WRITTEN TASK
Write out the material again word for word, dropping any images it holds.

AVAILABLE DATA
[BEGIN]
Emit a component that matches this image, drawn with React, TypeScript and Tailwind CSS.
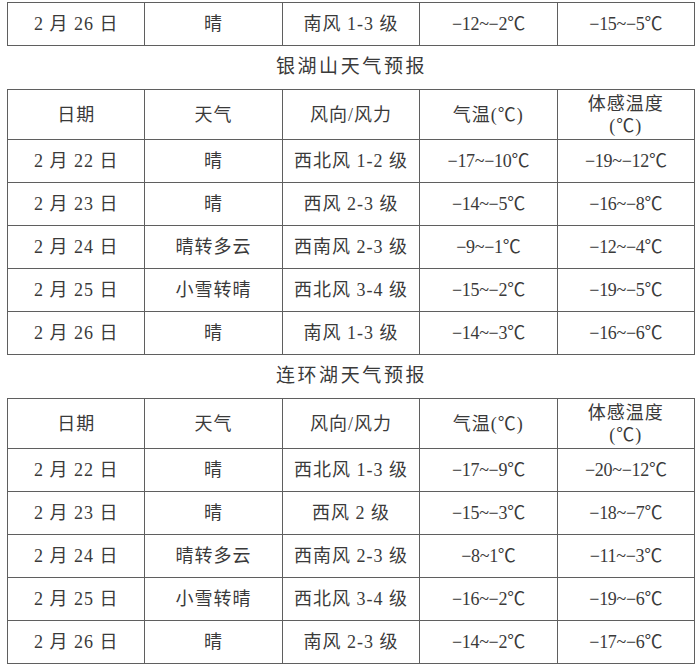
import React from 'react';

type Row = [string, string, string, string, string];

const latest: Row = ['2 月 26 日', '晴', '南风 1-3 级', '−12~−2℃', '−15~−5℃'];

const yinhu: Row[] = [
    ['2 月 22 日', '晴', '西北风 1-2 级', '−17~−10℃', '−19~−12℃'],
    ['2 月 23 日', '晴', '西风 2-3 级', '−14~−5℃', '−16~−8℃'],
    ['2 月 24 日', '晴转多云', '西南风 2-3 级', '−9~−1℃', '−12~−4℃'],
    ['2 月 25 日', '小雪转晴', '西北风 3-4 级', '−15~−2℃', '−19~−5℃'],
    ['2 月 26 日', '晴', '南风 1-3 级', '−14~−3℃', '−16~−6℃'],
];

const lianhuan: Row[] = [
    ['2 月 22 日', '晴', '西北风 1-3 级', '−17~−9℃', '−20~−12℃'],
    ['2 月 23 日', '晴', '西风 2 级', '−15~−3℃', '−18~−7℃'],
    ['2 月 24 日', '晴转多云', '西南风 2-3 级', '−8~1℃', '−11~−3℃'],
    ['2 月 25 日', '小雪转晴', '西北风 3-4 级', '−16~−2℃', '−19~−6℃'],
    ['2 月 26 日', '晴', '南风 2-3 级', '−14~−2℃', '−17~−6℃'],
];

// Plain cell, all five columns share the same width
function Cell({ children, tight }: { children: React.ReactNode; tight?: boolean }) {
    return (
        <td
            className={
                'w-[137px] border-[1.5px] border-[#5f5f5f] p-0 text-center align-middle font-[\'Liberation_Serif\',\'Noto_Sans_CJK_SC\',serif] text-[18px] leading-[20px] text-[#3a3a3a] ' +
                (tight ? 'tracking-[-0.3px]' : 'tracking-[1px]')
            }
        >
            {children}
        </td>
    );
}

function DataRow({ row }: { row: Row }) {
    return (
        <tr className="h-[43px]">
            {row.map((c, i) => (
                <Cell key={i} tight={i > 2}>
                    {c}
                </Cell>
            ))}
        </tr>
    );
}

function Title({ text }: { text: string }) {
    return (
        <div className="flex h-[43px] items-center justify-center pl-[3px] font-['Liberation_Serif','Noto_Sans_CJK_SC',serif] text-[19px] tracking-[2.6px] text-[#3a3a3a]">
            {text}
        </div>
    );
}

function Forecast({ rows }: { rows: Row[] }) {
    return (
        <table className="ml-[7px] w-[688px] table-fixed border-collapse">
            <tbody>
                <tr className="h-[50px]">
                    <Cell>日期</Cell>
                    <Cell>天气</Cell>
                    <Cell>风向/风力</Cell>
                    <Cell>气温(℃)</Cell>
                    <Cell>
                        <div className="leading-[22px]">体感温度</div>
                        <div className="leading-[22px]">(℃)</div>
                    </Cell>
                </tr>
                {rows.map((r, i) => (
                    <DataRow key={i} row={r} />
                ))}
            </tbody>
        </table>
    );
}

export default function App() {
    return (
        <div className="h-[672px] w-[700px] bg-white pt-[2px]">
            <table className="ml-[7px] w-[688px] table-fixed border-collapse">
                <tbody>
                    <DataRow row={latest} />
                </tbody>
            </table>
            <Title text="银湖山天气预报" />
            <Forecast rows={yinhu} />
            <Title text="连环湖天气预报" />
            <Forecast rows={lianhuan} />
        </div>
    );
}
[END]
EXERCISE RESULT
Emit a component that matches this image, drawn with React, TypeScript and Tailwind CSS.
import React from 'react';

type Row = [string, string, string, string, string];

const latest: Row = ['2 月 26 日', '晴', '南风 1-3 级', '−12~−2℃', '−15~−5℃'];

const yinhu: Row[] = [
    ['2 月 22 日', '晴', '西北风 1-2 级', '−17~−10℃', '−19~−12℃'],
    ['2 月 23 日', '晴', '西风 2-3 级', '−14~−5℃', '−16~−8℃'],
    ['2 月 24 日', '晴转多云', '西南风 2-3 级', '−9~−1℃', '−12~−4℃'],
    ['2 月 25 日', '小雪转晴', '西北风 3-4 级', '−15~−2℃', '−19~−5℃'],
    ['2 月 26 日', '晴', '南风 1-3 级', '−14~−3℃', '−16~−6℃'],
];

const lianhuan: Row[] = [
    ['2 月 22 日', '晴', '西北风 1-3 级', '−17~−9℃', '−20~−12℃'],
    ['2 月 23 日', '晴', '西风 2 级', '−15~−3℃', '−18~−7℃'],
    ['2 月 24 日', '晴转多云', '西南风 2-3 级', '−8~1℃', '−11~−3℃'],
    ['2 月 25 日', '小雪转晴', '西北风 3-4 级', '−16~−2℃', '−19~−6℃'],
    ['2 月 26 日', '晴', '南风 2-3 级', '−14~−2℃', '−17~−6℃'],
];

// Plain cell, all five columns share the same width
function Cell({ children, tight }: { children: React.ReactNode; tight?: boolean }) {
    return (
        <td
            className={
                'w-[137px] border-[1.5px] border-[#5f5f5f] p-0 text-center align-middle font-[\'Liberation_Serif\',\'Noto_Sans_CJK_SC\',serif] text-[18px] leading-[20px] text-[#3a3a3a] ' +
                (tight ? 'tracking-[-0.3px]' : 'tracking-[1px]')
            }
        >
            {children}
        </td>
    );
}

function DataRow({ row }: { row: Row }) {
    return (
        <tr className="h-[43px]">
            {row.map((c, i) => (
                <Cell key={i} tight={i > 2}>
                    {c}
                </Cell>
            ))}
        </tr>
    );
}

function Title({ text }: { text: string }) {
    return (
        <div className="flex h-[43px] items-center justify-center pl-[3px] font-['Liberation_Serif','Noto_Sans_CJK_SC',serif] text-[19px] tracking-[2.6px] text-[#3a3a3a]">
            {text}
        </div>
    );
}

function Forecast({ rows }: { rows: Row[] }) {
    return (
        <table className="ml-[7px] w-[688px] table-fixed border-collapse">
            <tbody>
                <tr className="h-[50px]">
                    <Cell>日期</Cell>
                    <Cell>天气</Cell>
                    <Cell>风向/风力</Cell>
                    <Cell>气温(℃)</Cell>
                    <Cell>
                        <div className="leading-[22px]">体感温度</div>
                        <div className="leading-[22px]">(℃)</div>
                    </Cell>
                </tr>
                {rows.map((r, i) => (
                    <DataRow key={i} row={r} />
                ))}
            </tbody>
        </table>
    );
}

export default function App() {
    return (
        <div className="h-[672px] w-[700px] bg-white pt-[2px]">
            <table className="ml-[7px] w-[688px] table-fixed border-collapse">
                <tbody>
                    <DataRow row={latest} />
                </tbody>
            </table>
            <Title text="银湖山天气预报" />
            <Forecast rows={yinhu} />
            <Title text="连环湖天气预报" />
            <Forecast rows={lianhuan} />
        </div>
    );
}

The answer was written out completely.